[Entries with page source code]
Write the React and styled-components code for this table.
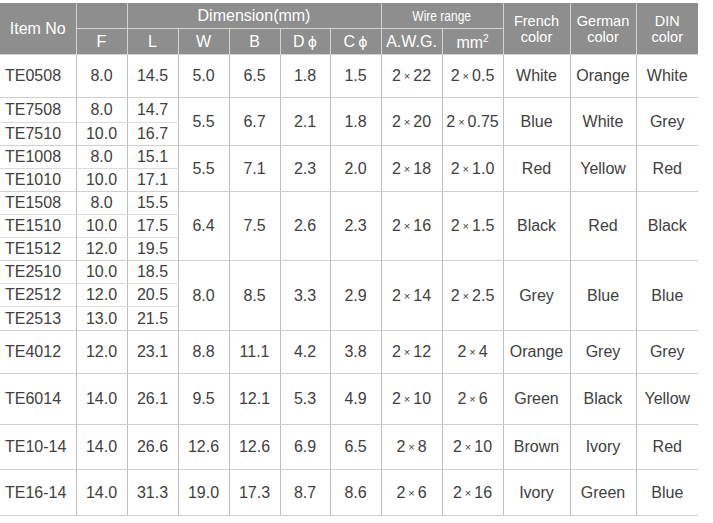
import React from "react";
import styled, { createGlobalStyle } from "styled-components";

const GlobalStyle = createGlobalStyle`
  html, body {
    margin: 0;
    padding: 0;
    background: #ffffff;
  }
  body {
    font-family: "Liberation Sans", Arial, sans-serif;
  }
`;

const Page = styled.div`
  width: 713px;
  height: 523px;
  padding-top: 3px;
  box-sizing: border-box;
  background: #ffffff;
`;

const Table = styled.table`
  width: 698px;
  table-layout: fixed;
  border-collapse: collapse;
  font-size: 16px;
  color: #404040;
  border-bottom: 1px solid #d4d4d4;
`;

const Head = styled.th`
  background: #8e8e8e;
  color: #ffffff;
  font-weight: normal;
  font-size: ${(p) => p.$size || 16}px;
  line-height: ${(p) => (p.$size ? 16 : 18)}px;
  height: ${(p) => p.$h || 24}px;
  padding: 0;
  text-align: center;
  vertical-align: middle;
  border: 1px solid #d3d3d3;
  border-top: none;
  &:first-child {
    border-left: none;
  }
  &:last-child {
    border-right: none;
  }
`;

const Narrow = styled.span`
  display: inline-block;
  transform: scaleX(0.8);
  font-size: 15px;
`;

const Phi = styled.span`
  font-family: "DejaVu Sans", sans-serif;
  font-size: 14px;
  margin-left: 3px;
`;

const Cell = styled.td`
  height: ${(p) => p.$h}px;
  padding: 0 ${(p) => (p.$left ? 5 : 0)}px;
  text-align: ${(p) => (p.$left ? "left" : "center")};
  vertical-align: middle;
  white-space: nowrap;
  border-left: 1px solid #bdbdbd;
  border-right: 1px solid #bdbdbd;
  border-bottom: 1px solid ${(p) => (p.$sub ? "#dcdcdc" : "#cfcfcf")};
  &:first-child {
    border-left: none;
  }
  &:last-child {
    border-right: none;
  }
`;

const Times = styled.span`
  font-size: 11px;
  margin: 0 3px;
  position: relative;
  top: -1px;
`;

const widths = [76, 51, 51, 51, 51, 50, 51, 61, 61, 67, 66, 62];

const groups = [
  {
    items: [["TE0508", "8.0", "14.5"]],
    heights: [42],
    shared: ["5.0", "6.5", "1.8", "1.5", "22", "0.5", "White", "Orange", "White"],
  },
  {
    items: [
      ["TE7508", "8.0", "14.7"],
      ["TE7510", "10.0", "16.7"],
    ],
    heights: [24, 22],
    shared: ["5.5", "6.7", "2.1", "1.8", "20", "0.75", "Blue", "White", "Grey"],
  },
  {
    items: [
      ["TE1008", "8.0", "15.1"],
      ["TE1010", "10.0", "17.1"],
    ],
    heights: [22, 22],
    shared: ["5.5", "7.1", "2.3", "2.0", "18", "1.0", "Red", "Yellow", "Red"],
  },
  {
    items: [
      ["TE1508", "8.0", "15.5"],
      ["TE1510", "10.0", "17.5"],
      ["TE1512", "12.0", "19.5"],
    ],
    heights: [22, 22, 22],
    shared: ["6.4", "7.5", "2.6", "2.3", "16", "1.5", "Black", "Red", "Black"],
  },
  {
    items: [
      ["TE2510", "10.0", "18.5"],
      ["TE2512", "12.0", "20.5"],
      ["TE2513", "13.0", "21.5"],
    ],
    heights: [22, 22, 23],
    shared: ["8.0", "8.5", "3.3", "2.9", "14", "2.5", "Grey", "Blue", "Blue"],
  },
  {
    items: [["TE4012", "12.0", "23.1"]],
    heights: [42],
    shared: ["8.8", "11.1", "4.2", "3.8", "12", "4", "Orange", "Grey", "Grey"],
  },
  {
    items: [["TE6014", "14.0", "26.1"]],
    heights: [50],
    shared: ["9.5", "12.1", "5.3", "4.9", "10", "6", "Green", "Black", "Yellow"],
  },
  {
    items: [["TE10-14", "14.0", "26.6"]],
    heights: [44],
    shared: ["12.6", "12.6", "6.9", "6.5", "8", "10", "Brown", "Ivory", "Red"],
  },
  {
    items: [["TE16-14", "14.0", "31.3"]],
    heights: [45],
    shared: ["19.0", "17.3", "8.7", "8.6", "6", "16", "Ivory", "Green", "Blue"],
  },
];

const Mult = ({ n }) => (
  <>
    2<Times>×</Times>
    {n}
  </>
);

const GroupRows = ({ group }) => {
  const span = group.items.length;
  const [w, b, d, c, awg, mm, fr, de, din] = group.shared;
  return group.items.map(([no, f, l], i) => {
    const h = group.heights[i];
    const sub = i < span - 1;
    return (
      <tr key={no}>
        <Cell $h={h} $left $sub={sub}>{no}</Cell>
        <Cell $h={h} $sub={sub}>{f}</Cell>
        <Cell $h={h} $sub={sub}>{l}</Cell>
        {i === 0 && (
          <>
            <Cell rowSpan={span}>{w}</Cell>
            <Cell rowSpan={span}>{b}</Cell>
            <Cell rowSpan={span}>{d}</Cell>
            <Cell rowSpan={span}>{c}</Cell>
            <Cell rowSpan={span}><Mult n={awg} /></Cell>
            <Cell rowSpan={span}><Mult n={mm} /></Cell>
            <Cell rowSpan={span}>{fr}</Cell>
            <Cell rowSpan={span}>{de}</Cell>
            <Cell rowSpan={span}>{din}</Cell>
          </>
        )}
      </tr>
    );
  });
};

export default function App() {
  return (
    <Page>
      <GlobalStyle />
      <Table>
        <colgroup>
          {widths.map((w, i) => (
            <col key={i} style={{ width: w }} />
          ))}
        </colgroup>
        <thead>
          <tr>
            <Head rowSpan={2}>Item No</Head>
            <Head $h={25}></Head>
            <Head colSpan={5} $h={25}>Dimension(mm)</Head>
            <Head colSpan={2} $h={25}><Narrow>Wire range</Narrow></Head>
            <Head rowSpan={2} $size={14.5}>French<br />color</Head>
            <Head rowSpan={2} $size={14.5}>German<br />color</Head>
            <Head rowSpan={2} $size={14.5}>DIN<br />color</Head>
          </tr>
          <tr>
            <Head $h={25}>F</Head>
            <Head $h={25}>L</Head>
            <Head $h={25}>W</Head>
            <Head $h={25}>B</Head>
            <Head $h={25}>D<Phi>ϕ</Phi></Head>
            <Head $h={25}>C<Phi>ϕ</Phi></Head>
            <Head $h={25}>A.W.G.</Head>
            <Head $h={25}>mm<sup style={{ fontSize: 10 }}>2</sup></Head>
          </tr>
        </thead>
        <tbody>
          {groups.map((g) => (
            <GroupRows key={g.items[0][0]} group={g} />
          ))}
        </tbody>
      </Table>
    </Page>
  );
}
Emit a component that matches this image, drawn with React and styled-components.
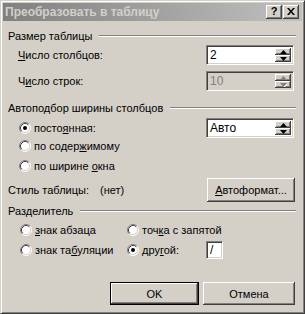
import React from 'react';
import styled, { createGlobalStyle } from 'styled-components';

const Global = createGlobalStyle`
  html, body { margin: 0; padding: 0; background: #d4d0c8; }
  body { font-family: "Liberation Sans", Arial, sans-serif; font-size: 11px; color: #000; }
  * { box-sizing: border-box; }
`;

const Window = styled.div`
  width: 305px;
  height: 314px;
  background: #d4d0c8;
  border: 1px solid;
  border-color: #d4d0c8 #404040 #404040 #d4d0c8;
  box-shadow: inset 1px 1px 0 #fff, inset -1px -1px 0 #808080;
  padding: 2px;
  display: flex;
  flex-direction: column;
`;

const TitleBar = styled.div`
  height: 18px;
  flex: none;
  background: linear-gradient(to right, #808080, #c0c0c0);
  display: flex;
  align-items: center;
  padding: 0 3px 0 2px;
`;

const TitleText = styled.div`
  flex: 1;
  font-weight: bold;
  font-size: 12px;
  color: #d4d0c8;
  white-space: nowrap;
`;

const TitleButton = styled.div`
  width: 16px;
  height: 14px;
  background: #d4d0c8;
  box-shadow: inset -1px -1px 0 #404040, inset 1px 1px 0 #fff, inset -2px -2px 0 #808080;
  display: flex;
  align-items: center;
  justify-content: center;
  font-weight: bold;
  font-size: 11px;
  line-height: 1;
  padding-bottom: 1px;
  margin-left: ${p => p.$gap || 0}px;
`;

const Content = styled.div`
  display: flex;
  flex-direction: column;
  padding: 0 6px 0 5px;
`;

const Heading = styled.div`
  height: 14px;
  margin-top: ${p => p.$mt}px;
  display: flex;
  align-items: center;
  gap: 7px;
  white-space: nowrap;
`;

const Rule = styled.div`
  flex: 1;
  height: 2px;
  border-top: 1px solid #808080;
  border-bottom: 1px solid #fff;
`;

const Row = styled.div`
  height: ${p => p.$h}px;
  margin-top: ${p => p.$mt}px;
  padding-left: ${p => p.$pl || 0}px;
  padding-right: ${p => p.$pr || 0}px;
  display: flex;
  align-items: center;
  white-space: nowrap;
`;

const Grow = styled.div`
  flex: 1;
  display: flex;
  align-items: center;
`;

const FixedLabel = styled.div`
  width: ${p => p.$w}px;
  flex: none;
`;

const U = styled.span`
  text-decoration: underline;
  text-underline-offset: 1px;
`;

const Sunken = styled.div`
  width: ${p => p.$w}px;
  height: ${p => p.$h}px;
  border: 1px solid;
  border-color: #808080 #fff #fff #808080;
  box-shadow: inset 1px 1px 0 #404040, inset -1px -1px 0 #d4d0c8;
  background: ${p => (p.$disabled ? '#d4d0c8' : '#fff')};
  padding: 2px;
  display: flex;
  flex: none;
`;

const FieldText = styled.div`
  flex: 1;
  display: flex;
  align-items: center;
  padding-left: 1px;
  color: ${p => (p.$disabled ? '#808080' : '#000')};
  font-size: 12px;
`;

const SpinCol = styled.div`
  width: 16px;
  display: flex;
  flex-direction: column;
`;

const SpinHalf = styled.div`
  flex: 1;
  background: #d4d0c8;
  box-shadow: inset -1px -1px 0 #404040, inset 1px 1px 0 #fff, inset -2px -2px 0 #808080;
  display: flex;
  align-items: center;
  justify-content: center;
`;

const Arrow = ({ up, disabled }) => (
  <svg width="7" height="4" viewBox="0 0 7 4" style={{ display: 'block' }}>
    {disabled && (
      <polygon
        points={up ? '4,1 1,4 7,4' : '1,1 7,1 4,4'}
        fill="#fff"
        transform="translate(0.5,0.5)"
      />
    )}
    <polygon points={up ? '3.5,0 0,4 7,4' : '0,0 7,0 3.5,4'} fill={disabled ? '#808080' : '#000'} />
  </svg>
);

const Spin = ({ value, disabled }) => (
  <Sunken $w={88} $h={20} $disabled={disabled}>
    <FieldText $disabled={disabled}>{value}</FieldText>
    <SpinCol>
      <SpinHalf><Arrow up disabled={disabled} /></SpinHalf>
      <SpinHalf><Arrow disabled={disabled} /></SpinHalf>
    </SpinCol>
  </Sunken>
);

const RadioWrap = styled.div`
  display: flex;
  align-items: center;
  gap: 3px;
  width: ${p => (p.$w ? `${p.$w}px` : 'auto')};
  flex: none;
`;

const Radio = ({ checked, children, w }) => (
  <RadioWrap $w={w}>
    <svg width="12" height="12" viewBox="0 0 12 12" style={{ display: 'block', flex: 'none' }}>
      <circle cx="6" cy="6" r="5" fill="#fff" />
      <path d="M2.11 9.89 A5.5 5.5 0 0 1 9.89 2.11" fill="none" stroke="#808080" strokeWidth="1" />
      <path d="M9.89 2.11 A5.5 5.5 0 0 1 2.11 9.89" fill="none" stroke="#fff" strokeWidth="1" />
      <path d="M2.82 9.18 A4.5 4.5 0 0 1 9.18 2.82" fill="none" stroke="#404040" strokeWidth="1" />
      <path d="M9.18 2.82 A4.5 4.5 0 0 1 2.82 9.18" fill="none" stroke="#d4d0c8" strokeWidth="1" />
      {checked && <circle cx="6" cy="6" r="2" fill="#000" />}
    </svg>
    <span>{children}</span>
  </RadioWrap>
);

const Button = styled.div`
  width: ${p => p.$w}px;
  height: ${p => p.$h}px;
  flex: none;
  background: #d4d0c8;
  border: ${p => (p.$default ? '1px solid #000' : 'none')};
  box-shadow: inset -1px -1px 0 #404040, inset 1px 1px 0 #fff, inset -2px -2px 0 #808080;
  display: flex;
  align-items: center;
  justify-content: center;
  font-size: 11px;
`;

const ButtonRow = styled.div`
  margin-top: ${p => p.$mt}px;
  display: flex;
  justify-content: flex-end;
  gap: 4px;
  padding-right: 1px;
`;

const CloseGlyph = () => (
  <svg width="8" height="7" viewBox="0 0 8 7" style={{ display: 'block' }}>
    <path d="M0 0 L2 0 L4 2.5 L6 0 L8 0 L5 3.5 L8 7 L6 7 L4 4.5 L2 7 L0 7 L3 3.5 Z" fill="#000" />
  </svg>
);

export default function App() {
  return (
    <>
      <Global />
      <Window>
        <TitleBar>
          <TitleText>Преобразовать в таблицу</TitleText>
          <TitleButton>?</TitleButton>
          <TitleButton $gap={1}><CloseGlyph /></TitleButton>
        </TitleBar>
        <Content>
          <Heading $mt={8}>Размер таблицы<Rule /></Heading>
          <Row $h={20} $mt={2} $pl={10} $pr={2}>
            <Grow><U>Ч</U>исло столбцов:</Grow>
            <Spin value="2" />
          </Row>
          <Row $h={20} $mt={6} $pl={10} $pr={2}>
            <Grow>Ч<U>и</U>сло строк:</Grow>
            <Spin value="10" disabled />
          </Row>

          <Heading $mt={10}>Автоподбор ширины столбцов<Rule /></Heading>
          <Row $h={20} $mt={3} $pl={11} $pr={2}>
            <Grow><Radio checked>посто<U>я</U>нная:</Radio></Grow>
            <Spin value="Авто" />
          </Row>
          <Row $h={14} $mt={1} $pl={11}>
            <Radio>по содер<U>ж</U>имому</Radio>
          </Row>
          <Row $h={14} $mt={6} $pl={11}>
            <Radio>по ширине <U>о</U>кна</Radio>
          </Row>

          <Row $h={24} $mt={5} $pr={1}>
            <FixedLabel $w={92}>Стиль таблицы:</FixedLabel>
            <Grow>(нет)</Grow>
            <Button $w={88} $h={24}><span><U>А</U>втоформат...</span></Button>
          </Row>

          <Heading $mt={2}>Разделитель<Rule /></Heading>
          <Row $h={14} $mt={5} $pl={12}>
            <Radio w={107}><U>з</U>нак абзаца</Radio>
            <Radio>точ<U>к</U>а с запятой</Radio>
          </Row>
          <Row $h={20} $mt={3} $pl={12}>
            <Radio w={107}>знак та<U>б</U>уляции</Radio>
            <Radio w={79} checked>дру<U>г</U>ой:</Radio>
            <Sunken $w={17} $h={18}>
              <FieldText>/</FieldText>
            </Sunken>
          </Row>

          <ButtonRow $mt={22}>
            <Button $w={89} $h={23} $default>OK</Button>
            <Button $w={92} $h={23}>Отмена</Button>
          </ButtonRow>
        </Content>
      </Window>
    </>
  );
}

* _Aim of the exercise_: Search the entries for the word "components" and pick out every line that holds it.

* _Result for this task_:
Write the React and styled-components code for this table.
import styled, { createGlobalStyle } from "styled-components";
Emit a component that matches this image, drawn with React and styled-components.
import styled, { createGlobalStyle } from 'styled-components';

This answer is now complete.